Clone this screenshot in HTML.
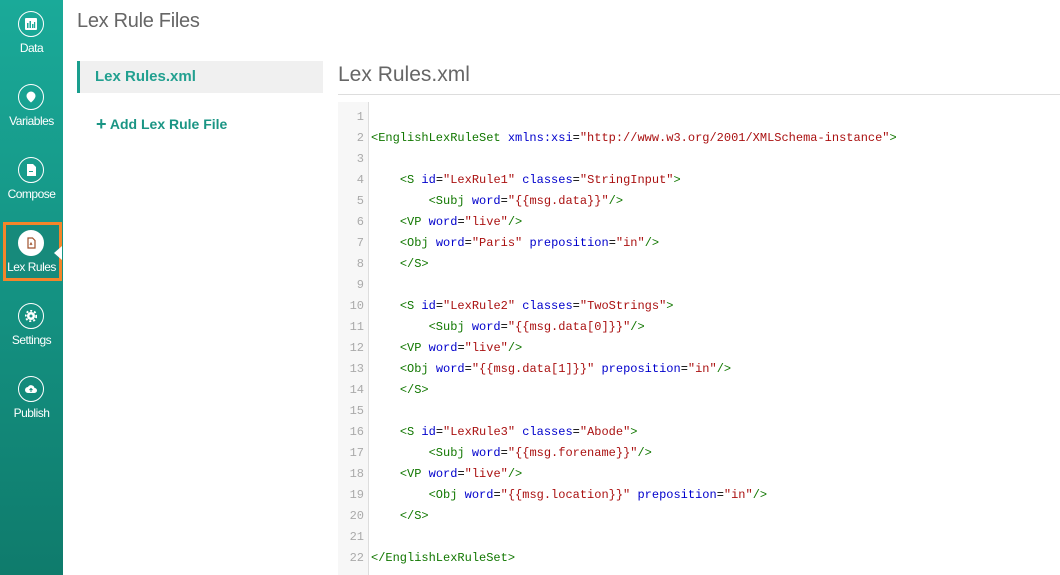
<!DOCTYPE html>
<html><head><meta charset="utf-8"><style>
*{margin:0;padding:0;box-sizing:border-box}
body{width:1060px;height:575px;overflow:hidden;background:#fff;font-family:"Liberation Sans",sans-serif;position:relative}
.sb{position:absolute;left:0;top:0;width:63px;height:575px;background:linear-gradient(#1aaa99,#0f7b6c)}
.it{position:absolute;left:0;width:63px;text-align:center;color:#fff;font-size:12px;letter-spacing:-0.5px}
.it .c{position:absolute;left:18px;width:26px;height:26px;border:1.5px solid #fff;border-radius:50%}
.it .c svg{position:absolute;left:6px;top:6px}
.it span{position:absolute;left:0;width:63px;text-align:center}
.act{position:absolute;left:3px;top:222px;width:59px;height:59px;background:#178a7b;border:3px solid #f5852a}
.tri{position:absolute;left:54px;top:246px;width:0;height:0;border-top:7px solid transparent;border-bottom:7px solid transparent;border-right:8px solid #fff}
h1{position:absolute;left:77px;top:10px;font-size:20px;color:#666;font-weight:normal;letter-spacing:-0.3px}
.li{position:absolute;left:77px;top:61px;width:246px;height:32px;background:#f0f0f0;border-left:3px solid #1a9e8e;color:#22a090;font-weight:bold;font-size:15px;padding:7px 0 0 15px}
.add{position:absolute;left:96px;top:113px;color:#1a9584;font-size:14px;font-weight:bold}
h2{position:absolute;left:338px;top:63px;font-size:21px;font-weight:normal;color:#666}
.hr{position:absolute;left:338px;top:94px;width:722px;height:1px;background:#ddd}
.gut{position:absolute;left:338px;top:102px;width:31px;height:473px;background:#f7f7f7;border-right:1px solid #ddd}
.code{position:absolute;left:338px;top:107px;font-family:"Liberation Mono",monospace;font-size:12px;line-height:21px;white-space:pre}
.ln{display:inline-block;width:26px;text-align:right;color:#aaa;margin-right:7px}
.t{color:#170}.a{color:#00c}.s{color:#a11}
</style></head><body>
<div class="sb">
<div class="it" style="top:11px"><div class="c"><svg width="12" height="12" viewBox="0 0 12 12"><rect x="0" y="0" width="12" height="12" rx="1" fill="#fff"/><rect x="2" y="5" width="1.5" height="5" fill="#1aaa99"/><rect x="4.5" y="3" width="1.5" height="7" fill="#1aaa99"/><rect x="7" y="6" width="1.5" height="4" fill="#1aaa99"/><rect x="9" y="4" width="1.2" height="6" fill="#1aaa99"/></svg></div><span style="top:30px">Data</span></div>
<div class="it" style="top:84px"><div class="c"><svg width="12" height="12" viewBox="0 0 12 12"><path d="M6 0.5a4.5 4.5 0 0 1 4.5 4.5c0 3-4.5 6.5-4.5 6.5S1.5 8 1.5 5A4.5 4.5 0 0 1 6 .5z" fill="#fff"/></svg></div><span style="top:30px">Variables</span></div>
<div class="it" style="top:157px"><div class="c"><svg width="12" height="12" viewBox="0 0 12 12"><path d="M2 0h6l3 3v9H2z" fill="#fff"/><rect x="4" y="7" width="4" height="1" fill="#1aa090"/></svg></div><span style="top:30px">Compose</span></div>
<div class="act"></div><div class="tri"></div>
<div class="it" style="top:230px"><div class="c" style="background:#fff"><svg width="12" height="12" viewBox="0 0 12 12"><path d="M3 1h4.5l2.5 2.5V11H3z" fill="none" stroke="#a0522d" stroke-width="1.2"/><path d="M5 8l1-2 1 2" stroke="#a0522d" fill="none"/></svg></div><span style="top:30px">Lex Rules</span></div>
<div class="it" style="top:303px"><div class="c"><svg width="12" height="12" viewBox="0 0 12 12"><circle cx="6" cy="6" r="4" fill="#fff"/><circle cx="6" cy="6" r="5.3" fill="none" stroke="#fff" stroke-width="2" stroke-dasharray="2 2"/><circle cx="6" cy="6" r="1.5" fill="#16948a"/></svg></div><span style="top:30px">Settings</span></div>
<div class="it" style="top:376px"><div class="c"><svg width="12" height="12" viewBox="0 0 12 12"><path d="M3 10a3 3 0 0 1 0-6 3.5 3.5 0 0 1 6.5 1A2.5 2.5 0 0 1 9.5 10z" fill="#fff"/><path d="M6 9V5.5M4.5 7L6 5.5 7.5 7" stroke="#128a7a" fill="none"/></svg></div><span style="top:30px">Publish</span></div>
</div>
<h1>Lex Rule Files</h1>
<div class="li">Lex Rules.xml</div>
<div class="add"><span style="font-size:18px;position:relative;top:1px">+</span> Add Lex Rule File</div>
<h2>Lex Rules.xml</h2>
<div class="hr"></div>
<div class="gut"></div>
<div class="code"><span class="ln">1</span>
<span class="ln">2</span><span class="t">&lt;EnglishLexRuleSet</span> <span class="a">xmlns:xsi</span>=<span class="s">"http://www.w3.org/2001/XMLSchema-instance"</span><span class="t">&gt;</span>
<span class="ln">3</span>
<span class="ln">4</span>    <span class="t">&lt;S</span> <span class="a">id</span>=<span class="s">"LexRule1"</span> <span class="a">classes</span>=<span class="s">"StringInput"</span><span class="t">&gt;</span>
<span class="ln">5</span>        <span class="t">&lt;Subj</span> <span class="a">word</span>=<span class="s">"{{msg.data}}"</span><span class="t">/&gt;</span>
<span class="ln">6</span>    <span class="t">&lt;VP</span> <span class="a">word</span>=<span class="s">"live"</span><span class="t">/&gt;</span>
<span class="ln">7</span>    <span class="t">&lt;Obj</span> <span class="a">word</span>=<span class="s">"Paris"</span> <span class="a">preposition</span>=<span class="s">"in"</span><span class="t">/&gt;</span>
<span class="ln">8</span>    <span class="t">&lt;/S&gt;</span>
<span class="ln">9</span>
<span class="ln">10</span>    <span class="t">&lt;S</span> <span class="a">id</span>=<span class="s">"LexRule2"</span> <span class="a">classes</span>=<span class="s">"TwoStrings"</span><span class="t">&gt;</span>
<span class="ln">11</span>        <span class="t">&lt;Subj</span> <span class="a">word</span>=<span class="s">"{{msg.data[0]}}"</span><span class="t">/&gt;</span>
<span class="ln">12</span>    <span class="t">&lt;VP</span> <span class="a">word</span>=<span class="s">"live"</span><span class="t">/&gt;</span>
<span class="ln">13</span>    <span class="t">&lt;Obj</span> <span class="a">word</span>=<span class="s">"{{msg.data[1]}}"</span> <span class="a">preposition</span>=<span class="s">"in"</span><span class="t">/&gt;</span>
<span class="ln">14</span>    <span class="t">&lt;/S&gt;</span>
<span class="ln">15</span>
<span class="ln">16</span>    <span class="t">&lt;S</span> <span class="a">id</span>=<span class="s">"LexRule3"</span> <span class="a">classes</span>=<span class="s">"Abode"</span><span class="t">&gt;</span>
<span class="ln">17</span>        <span class="t">&lt;Subj</span> <span class="a">word</span>=<span class="s">"{{msg.forename}}"</span><span class="t">/&gt;</span>
<span class="ln">18</span>    <span class="t">&lt;VP</span> <span class="a">word</span>=<span class="s">"live"</span><span class="t">/&gt;</span>
<span class="ln">19</span>        <span class="t">&lt;Obj</span> <span class="a">word</span>=<span class="s">"{{msg.location}}"</span> <span class="a">preposition</span>=<span class="s">"in"</span><span class="t">/&gt;</span>
<span class="ln">20</span>    <span class="t">&lt;/S&gt;</span>
<span class="ln">21</span>
<span class="ln">22</span><span class="t">&lt;/EnglishLexRuleSet&gt;</span></div>
</body></html>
--
Short exercise ▸
Reproduce every line precisely as given, omitting all pictures.

Exercise output ▸
Clone this screenshot in HTML.
<!DOCTYPE html>
<html><head><meta charset="utf-8"><style>
*{margin:0;padding:0;box-sizing:border-box}
body{width:1060px;height:575px;overflow:hidden;background:#fff;font-family:"Liberation Sans",sans-serif;position:relative}
.sb{position:absolute;left:0;top:0;width:63px;height:575px;background:linear-gradient(#1aaa99,#0f7b6c)}
.it{position:absolute;left:0;width:63px;text-align:center;color:#fff;font-size:12px;letter-spacing:-0.5px}
.it .c{position:absolute;left:18px;width:26px;height:26px;border:1.5px solid #fff;border-radius:50%}
.it .c svg{position:absolute;left:6px;top:6px}
.it span{position:absolute;left:0;width:63px;text-align:center}
.act{position:absolute;left:3px;top:222px;width:59px;height:59px;background:#178a7b;border:3px solid #f5852a}
.tri{position:absolute;left:54px;top:246px;width:0;height:0;border-top:7px solid transparent;border-bottom:7px solid transparent;border-right:8px solid #fff}
h1{position:absolute;left:77px;top:10px;font-size:20px;color:#666;font-weight:normal;letter-spacing:-0.3px}
.li{position:absolute;left:77px;top:61px;width:246px;height:32px;background:#f0f0f0;border-left:3px solid #1a9e8e;color:#22a090;font-weight:bold;font-size:15px;padding:7px 0 0 15px}
.add{position:absolute;left:96px;top:113px;color:#1a9584;font-size:14px;font-weight:bold}
h2{position:absolute;left:338px;top:63px;font-size:21px;font-weight:normal;color:#666}
.hr{position:absolute;left:338px;top:94px;width:722px;height:1px;background:#ddd}
.gut{position:absolute;left:338px;top:102px;width:31px;height:473px;background:#f7f7f7;border-right:1px solid #ddd}
.code{position:absolute;left:338px;top:107px;font-family:"Liberation Mono",monospace;font-size:12px;line-height:21px;white-space:pre}
.ln{display:inline-block;width:26px;text-align:right;color:#aaa;margin-right:7px}
.t{color:#170}.a{color:#00c}.s{color:#a11}
</style></head><body>
<div class="sb">
<div class="it" style="top:11px"><div class="c"><svg width="12" height="12" viewBox="0 0 12 12"><rect x="0" y="0" width="12" height="12" rx="1" fill="#fff"/><rect x="2" y="5" width="1.5" height="5" fill="#1aaa99"/><rect x="4.5" y="3" width="1.5" height="7" fill="#1aaa99"/><rect x="7" y="6" width="1.5" height="4" fill="#1aaa99"/><rect x="9" y="4" width="1.2" height="6" fill="#1aaa99"/></svg></div><span style="top:30px">Data</span></div>
<div class="it" style="top:84px"><div class="c"><svg width="12" height="12" viewBox="0 0 12 12"><path d="M6 0.5a4.5 4.5 0 0 1 4.5 4.5c0 3-4.5 6.5-4.5 6.5S1.5 8 1.5 5A4.5 4.5 0 0 1 6 .5z" fill="#fff"/></svg></div><span style="top:30px">Variables</span></div>
<div class="it" style="top:157px"><div class="c"><svg width="12" height="12" viewBox="0 0 12 12"><path d="M2 0h6l3 3v9H2z" fill="#fff"/><rect x="4" y="7" width="4" height="1" fill="#1aa090"/></svg></div><span style="top:30px">Compose</span></div>
<div class="act"></div><div class="tri"></div>
<div class="it" style="top:230px"><div class="c" style="background:#fff"><svg width="12" height="12" viewBox="0 0 12 12"><path d="M3 1h4.5l2.5 2.5V11H3z" fill="none" stroke="#a0522d" stroke-width="1.2"/><path d="M5 8l1-2 1 2" stroke="#a0522d" fill="none"/></svg></div><span style="top:30px">Lex Rules</span></div>
<div class="it" style="top:303px"><div class="c"><svg width="12" height="12" viewBox="0 0 12 12"><circle cx="6" cy="6" r="4" fill="#fff"/><circle cx="6" cy="6" r="5.3" fill="none" stroke="#fff" stroke-width="2" stroke-dasharray="2 2"/><circle cx="6" cy="6" r="1.5" fill="#16948a"/></svg></div><span style="top:30px">Settings</span></div>
<div class="it" style="top:376px"><div class="c"><svg width="12" height="12" viewBox="0 0 12 12"><path d="M3 10a3 3 0 0 1 0-6 3.5 3.5 0 0 1 6.5 1A2.5 2.5 0 0 1 9.5 10z" fill="#fff"/><path d="M6 9V5.5M4.5 7L6 5.5 7.5 7" stroke="#128a7a" fill="none"/></svg></div><span style="top:30px">Publish</span></div>
</div>
<h1>Lex Rule Files</h1>
<div class="li">Lex Rules.xml</div>
<div class="add"><span style="font-size:18px;position:relative;top:1px">+</span> Add Lex Rule File</div>
<h2>Lex Rules.xml</h2>
<div class="hr"></div>
<div class="gut"></div>
<div class="code"><span class="ln">1</span>
<span class="ln">2</span><span class="t">&lt;EnglishLexRuleSet</span> <span class="a">xmlns:xsi</span>=<span class="s">"http://www.w3.org/2001/XMLSchema-instance"</span><span class="t">&gt;</span>
<span class="ln">3</span>
<span class="ln">4</span>    <span class="t">&lt;S</span> <span class="a">id</span>=<span class="s">"LexRule1"</span> <span class="a">classes</span>=<span class="s">"StringInput"</span><span class="t">&gt;</span>
<span class="ln">5</span>        <span class="t">&lt;Subj</span> <span class="a">word</span>=<span class="s">"{{msg.data}}"</span><span class="t">/&gt;</span>
<span class="ln">6</span>    <span class="t">&lt;VP</span> <span class="a">word</span>=<span class="s">"live"</span><span class="t">/&gt;</span>
<span class="ln">7</span>    <span class="t">&lt;Obj</span> <span class="a">word</span>=<span class="s">"Paris"</span> <span class="a">preposition</span>=<span class="s">"in"</span><span class="t">/&gt;</span>
<span class="ln">8</span>    <span class="t">&lt;/S&gt;</span>
<span class="ln">9</span>
<span class="ln">10</span>    <span class="t">&lt;S</span> <span class="a">id</span>=<span class="s">"LexRule2"</span> <span class="a">classes</span>=<span class="s">"TwoStrings"</span><span class="t">&gt;</span>
<span class="ln">11</span>        <span class="t">&lt;Subj</span> <span class="a">word</span>=<span class="s">"{{msg.data[0]}}"</span><span class="t">/&gt;</span>
<span class="ln">12</span>    <span class="t">&lt;VP</span> <span class="a">word</span>=<span class="s">"live"</span><span class="t">/&gt;</span>
<span class="ln">13</span>    <span class="t">&lt;Obj</span> <span class="a">word</span>=<span class="s">"{{msg.data[1]}}"</span> <span class="a">preposition</span>=<span class="s">"in"</span><span class="t">/&gt;</span>
<span class="ln">14</span>    <span class="t">&lt;/S&gt;</span>
<span class="ln">15</span>
<span class="ln">16</span>    <span class="t">&lt;S</span> <span class="a">id</span>=<span class="s">"LexRule3"</span> <span class="a">classes</span>=<span class="s">"Abode"</span><span class="t">&gt;</span>
<span class="ln">17</span>        <span class="t">&lt;Subj</span> <span class="a">word</span>=<span class="s">"{{msg.forename}}"</span><span class="t">/&gt;</span>
<span class="ln">18</span>    <span class="t">&lt;VP</span> <span class="a">word</span>=<span class="s">"live"</span><span class="t">/&gt;</span>
<span class="ln">19</span>        <span class="t">&lt;Obj</span> <span class="a">word</span>=<span class="s">"{{msg.location}}"</span> <span class="a">preposition</span>=<span class="s">"in"</span><span class="t">/&gt;</span>
<span class="ln">20</span>    <span class="t">&lt;/S&gt;</span>
<span class="ln">21</span>
<span class="ln">22</span><span class="t">&lt;/EnglishLexRuleSet&gt;</span></div>
</body></html>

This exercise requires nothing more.